As an example, the Nexor MTA software routes RFC-822, MIME and X.400 messages, and converts between them. Before the advent of MIME only the occasional broken RFC-822 message was received because it is simple to construct a valid RFC-822 message. There are only three mandatory fields and the syntax of most of them is quite straight-forward. Ignoring the few incredibly strange addresses, most messages adhere to the published standard.
Now, bring onto the scene MIME which imposes a structure on the content of the message and greatly increases the complexity of RFC-822 messages. As mentioned above, this allows great things to happen when gatewaying to X.400, but does require examination of the whole message to construct an equivalent message in the new format. While there are only one or two ways to generate illegal RFC-822 messages (at least in a way that makes rocessing difficult), there are numerous clever and intricate ways to generate illegal MIME messages. Since running our gateway in production, it has been a constant battle to code around the weird and wonderful variants of MIME received which can break a message. These are a few examples of the way messages can be broken:
- A header indicating a multipart content, without a delimiter specified to delimit the parts. This means the gateway can't split apart the content as it has no splitting token
- Multiple, conflicting type definitions for the same part (e.g., text/plain and image/gif). Which definition is correct--how can you tell?
- Unknown transfer encodings (e.g., 9-bit or xyz). Impossible to decode the content, so what can you gateway.

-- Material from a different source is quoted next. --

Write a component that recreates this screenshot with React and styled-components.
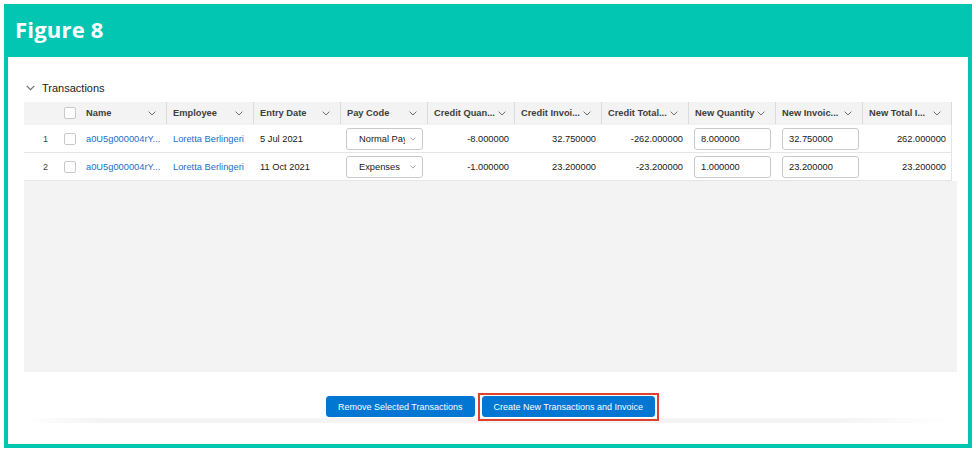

As each new oddity appears, a mechanism to make the best attempt to deal with the error, yet still produce as output a legal MIME message, has to be fashioned.
Summary
MIME allows many new formats of mail to be transferred across the Internet without disturbing the existing user base or transport service. It offers the ability to experiment with new formats and to mail enabled applications. It is particularly useful for mail gateways to preserve more of the format of the original message.